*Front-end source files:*
......
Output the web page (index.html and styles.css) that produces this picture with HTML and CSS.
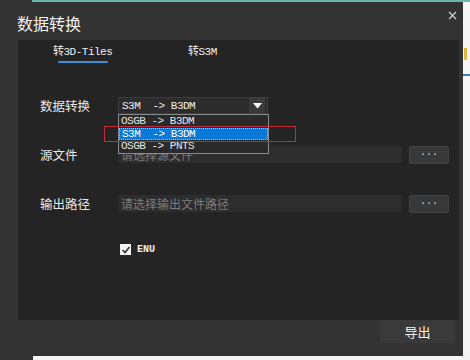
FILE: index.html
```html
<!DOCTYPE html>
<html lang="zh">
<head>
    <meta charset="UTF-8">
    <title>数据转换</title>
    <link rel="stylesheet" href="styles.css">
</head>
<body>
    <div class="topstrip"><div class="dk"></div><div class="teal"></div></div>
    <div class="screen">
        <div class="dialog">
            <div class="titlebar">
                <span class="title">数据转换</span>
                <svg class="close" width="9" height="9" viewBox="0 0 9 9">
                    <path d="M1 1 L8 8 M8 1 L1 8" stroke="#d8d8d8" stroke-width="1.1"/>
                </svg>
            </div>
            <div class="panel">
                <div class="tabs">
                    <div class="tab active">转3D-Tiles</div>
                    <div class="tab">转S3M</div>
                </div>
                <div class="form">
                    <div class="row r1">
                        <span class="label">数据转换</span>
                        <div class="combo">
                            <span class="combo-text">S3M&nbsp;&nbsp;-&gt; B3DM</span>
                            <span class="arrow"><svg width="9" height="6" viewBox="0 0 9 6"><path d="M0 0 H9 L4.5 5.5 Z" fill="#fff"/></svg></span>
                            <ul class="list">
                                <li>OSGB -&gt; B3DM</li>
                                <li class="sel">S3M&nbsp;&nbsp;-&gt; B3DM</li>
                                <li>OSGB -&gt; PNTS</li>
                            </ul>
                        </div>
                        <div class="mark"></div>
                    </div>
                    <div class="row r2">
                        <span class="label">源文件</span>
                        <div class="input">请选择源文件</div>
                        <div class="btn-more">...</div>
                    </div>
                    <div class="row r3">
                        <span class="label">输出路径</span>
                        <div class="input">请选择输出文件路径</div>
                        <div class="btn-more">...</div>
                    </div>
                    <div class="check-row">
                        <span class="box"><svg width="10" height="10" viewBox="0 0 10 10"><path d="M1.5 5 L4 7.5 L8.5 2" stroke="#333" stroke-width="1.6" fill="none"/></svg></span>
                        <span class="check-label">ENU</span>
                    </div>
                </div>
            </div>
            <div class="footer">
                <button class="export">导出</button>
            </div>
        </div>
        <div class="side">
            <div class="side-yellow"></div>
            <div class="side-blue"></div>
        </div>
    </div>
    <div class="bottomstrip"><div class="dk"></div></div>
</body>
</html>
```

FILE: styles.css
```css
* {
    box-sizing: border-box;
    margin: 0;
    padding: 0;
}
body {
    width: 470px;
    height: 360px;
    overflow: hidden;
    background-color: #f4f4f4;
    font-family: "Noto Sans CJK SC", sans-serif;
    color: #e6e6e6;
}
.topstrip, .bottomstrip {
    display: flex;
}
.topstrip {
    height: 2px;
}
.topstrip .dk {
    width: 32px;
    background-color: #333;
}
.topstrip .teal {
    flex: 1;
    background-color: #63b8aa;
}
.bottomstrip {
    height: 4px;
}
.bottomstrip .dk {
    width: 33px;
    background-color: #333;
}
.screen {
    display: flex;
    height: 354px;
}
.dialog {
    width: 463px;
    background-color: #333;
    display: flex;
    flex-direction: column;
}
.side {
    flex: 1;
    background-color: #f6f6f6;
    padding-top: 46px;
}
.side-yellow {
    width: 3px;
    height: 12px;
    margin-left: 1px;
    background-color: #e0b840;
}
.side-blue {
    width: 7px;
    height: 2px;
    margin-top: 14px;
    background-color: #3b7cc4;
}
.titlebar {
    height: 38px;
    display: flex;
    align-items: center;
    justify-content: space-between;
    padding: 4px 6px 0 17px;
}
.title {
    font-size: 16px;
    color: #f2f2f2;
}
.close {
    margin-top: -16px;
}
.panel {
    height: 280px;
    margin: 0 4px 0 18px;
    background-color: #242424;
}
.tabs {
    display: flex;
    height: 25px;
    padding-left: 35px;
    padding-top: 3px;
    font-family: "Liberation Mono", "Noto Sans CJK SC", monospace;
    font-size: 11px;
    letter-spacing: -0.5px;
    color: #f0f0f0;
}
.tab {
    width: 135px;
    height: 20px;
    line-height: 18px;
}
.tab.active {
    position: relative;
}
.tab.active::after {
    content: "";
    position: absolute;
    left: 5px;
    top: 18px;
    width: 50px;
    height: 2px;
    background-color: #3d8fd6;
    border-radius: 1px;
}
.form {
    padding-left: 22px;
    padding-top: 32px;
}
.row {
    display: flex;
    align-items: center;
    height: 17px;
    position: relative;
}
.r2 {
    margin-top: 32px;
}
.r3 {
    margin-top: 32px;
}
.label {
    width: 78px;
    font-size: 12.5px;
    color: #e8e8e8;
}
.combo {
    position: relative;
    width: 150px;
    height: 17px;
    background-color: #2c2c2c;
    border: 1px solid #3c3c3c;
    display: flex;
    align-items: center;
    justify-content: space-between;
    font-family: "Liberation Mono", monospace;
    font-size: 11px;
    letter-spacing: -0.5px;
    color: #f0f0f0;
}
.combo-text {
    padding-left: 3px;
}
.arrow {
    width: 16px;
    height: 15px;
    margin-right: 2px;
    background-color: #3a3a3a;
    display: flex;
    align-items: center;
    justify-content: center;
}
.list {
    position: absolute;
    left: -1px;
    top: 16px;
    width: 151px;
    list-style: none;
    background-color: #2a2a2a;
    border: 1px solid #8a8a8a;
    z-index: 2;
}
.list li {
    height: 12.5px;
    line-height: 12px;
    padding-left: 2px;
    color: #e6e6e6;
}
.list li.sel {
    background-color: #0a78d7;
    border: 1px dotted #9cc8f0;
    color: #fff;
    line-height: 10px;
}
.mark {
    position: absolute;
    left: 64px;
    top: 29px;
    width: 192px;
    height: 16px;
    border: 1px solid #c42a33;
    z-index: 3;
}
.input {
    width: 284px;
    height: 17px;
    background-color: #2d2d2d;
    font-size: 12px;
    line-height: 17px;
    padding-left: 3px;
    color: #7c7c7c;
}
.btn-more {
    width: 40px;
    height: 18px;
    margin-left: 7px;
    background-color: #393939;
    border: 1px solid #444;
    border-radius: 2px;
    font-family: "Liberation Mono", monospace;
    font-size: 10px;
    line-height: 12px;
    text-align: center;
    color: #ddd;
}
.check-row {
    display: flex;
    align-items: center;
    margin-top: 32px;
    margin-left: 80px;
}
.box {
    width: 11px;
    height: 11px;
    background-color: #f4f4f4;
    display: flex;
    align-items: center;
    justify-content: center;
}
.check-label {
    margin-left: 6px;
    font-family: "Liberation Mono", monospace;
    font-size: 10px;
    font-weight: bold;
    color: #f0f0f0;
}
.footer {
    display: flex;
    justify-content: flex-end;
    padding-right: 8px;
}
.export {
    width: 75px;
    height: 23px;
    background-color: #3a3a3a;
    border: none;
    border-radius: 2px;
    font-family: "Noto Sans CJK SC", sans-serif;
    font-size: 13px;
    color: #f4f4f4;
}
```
......
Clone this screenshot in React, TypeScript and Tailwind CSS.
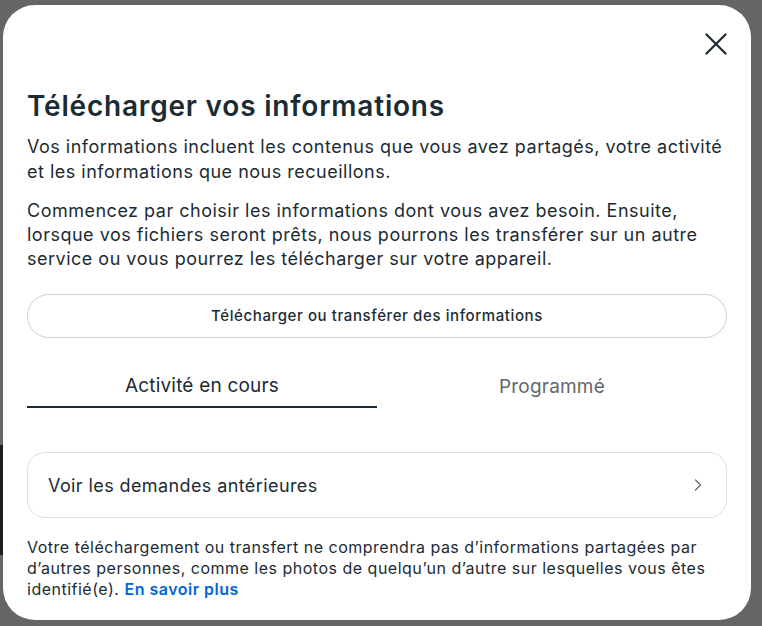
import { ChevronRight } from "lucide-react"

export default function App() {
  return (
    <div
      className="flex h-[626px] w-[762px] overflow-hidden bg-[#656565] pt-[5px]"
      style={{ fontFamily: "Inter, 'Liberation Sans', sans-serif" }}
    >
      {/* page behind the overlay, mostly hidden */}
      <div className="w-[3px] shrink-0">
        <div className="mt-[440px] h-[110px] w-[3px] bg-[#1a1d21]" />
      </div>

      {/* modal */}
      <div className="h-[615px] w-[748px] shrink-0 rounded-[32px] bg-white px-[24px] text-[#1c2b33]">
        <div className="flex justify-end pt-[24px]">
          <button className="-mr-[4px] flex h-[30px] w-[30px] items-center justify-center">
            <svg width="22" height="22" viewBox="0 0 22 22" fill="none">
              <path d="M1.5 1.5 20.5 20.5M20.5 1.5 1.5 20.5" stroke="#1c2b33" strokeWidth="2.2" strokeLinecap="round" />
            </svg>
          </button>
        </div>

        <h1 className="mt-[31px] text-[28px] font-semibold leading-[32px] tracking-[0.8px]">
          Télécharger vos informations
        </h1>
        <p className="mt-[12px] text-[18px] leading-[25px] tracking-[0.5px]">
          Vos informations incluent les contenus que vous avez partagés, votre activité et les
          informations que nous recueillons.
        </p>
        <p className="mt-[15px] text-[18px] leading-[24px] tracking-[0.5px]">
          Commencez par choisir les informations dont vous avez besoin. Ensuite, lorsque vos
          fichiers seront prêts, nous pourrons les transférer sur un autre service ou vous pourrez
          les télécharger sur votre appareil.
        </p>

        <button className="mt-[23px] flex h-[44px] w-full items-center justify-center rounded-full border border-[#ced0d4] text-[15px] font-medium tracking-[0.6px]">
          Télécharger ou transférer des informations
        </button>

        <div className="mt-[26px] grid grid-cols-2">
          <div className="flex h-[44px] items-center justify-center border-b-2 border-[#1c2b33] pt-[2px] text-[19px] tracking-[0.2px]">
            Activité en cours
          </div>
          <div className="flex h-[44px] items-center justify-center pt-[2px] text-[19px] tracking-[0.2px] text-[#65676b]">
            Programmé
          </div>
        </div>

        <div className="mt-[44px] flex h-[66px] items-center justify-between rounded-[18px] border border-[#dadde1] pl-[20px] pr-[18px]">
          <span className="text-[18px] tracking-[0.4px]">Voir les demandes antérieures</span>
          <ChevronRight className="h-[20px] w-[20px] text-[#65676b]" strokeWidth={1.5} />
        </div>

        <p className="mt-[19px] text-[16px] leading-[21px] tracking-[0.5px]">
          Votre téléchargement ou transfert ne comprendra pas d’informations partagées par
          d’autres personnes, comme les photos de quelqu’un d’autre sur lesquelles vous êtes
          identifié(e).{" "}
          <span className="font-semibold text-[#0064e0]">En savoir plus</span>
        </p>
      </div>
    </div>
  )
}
......
*Task instructions:*
Consider the entries above and return each line with the string "index".

*Reply:*
Output the web page (index.html and styles.css) that produces this picture with HTML and CSS.
FILE: index.html
    z-index: 2;
    z-index: 3;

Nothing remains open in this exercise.